Esta solidariedade entre instituições foi saudada pelo Secretariado Nacional e a propósito das brigadas, Manuel de Lemos disse que “o resultado globalmente não é bom, mas tem corrido muito bem nalguns sítios”.

A vacinação também foi tema marcante neste encontro e, segundo o presidente da UMP, deve avançar em janeiro. “Idosos e trabalhadores dos lares estão em primeiro lugar, mas não estavam e isso deve-se a um esforço grande das entidades representativas do setor social”. A inclusão de utentes e trabalhadores na primeira fase de vacinação é “uma boa notícia” porque vai permitir controlar a doença nas Santas Casas.

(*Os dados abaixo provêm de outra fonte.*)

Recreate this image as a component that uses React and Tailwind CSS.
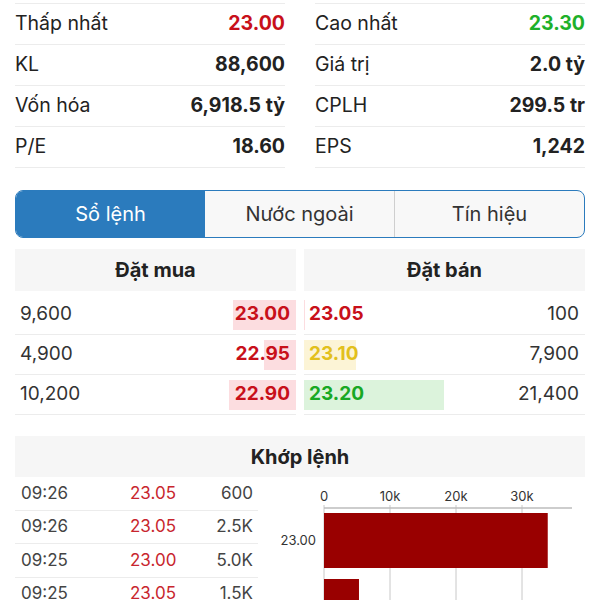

“Continuamos a ter muitos surtos e alguns muito pesados do ponto de vista dos óbitos. Estamos descapitalizados, com grandes faltas de recursos. Não me vou alongar porque os senhores, que vivem isso no dia a dia, sabem bem que a situação é difícil e complexa”, disse o presidente, deixando um apelo: “Não podemos desistir, temos de continuar a ser resilientes.”

Dez dias depois da assembleia geral, Marta Temido e Ana Mendes Godinho anunciaram o pagamento integral da frequência da RNCCI, retroativos a fevereiro de 2020 e com duração até março do próximo ano.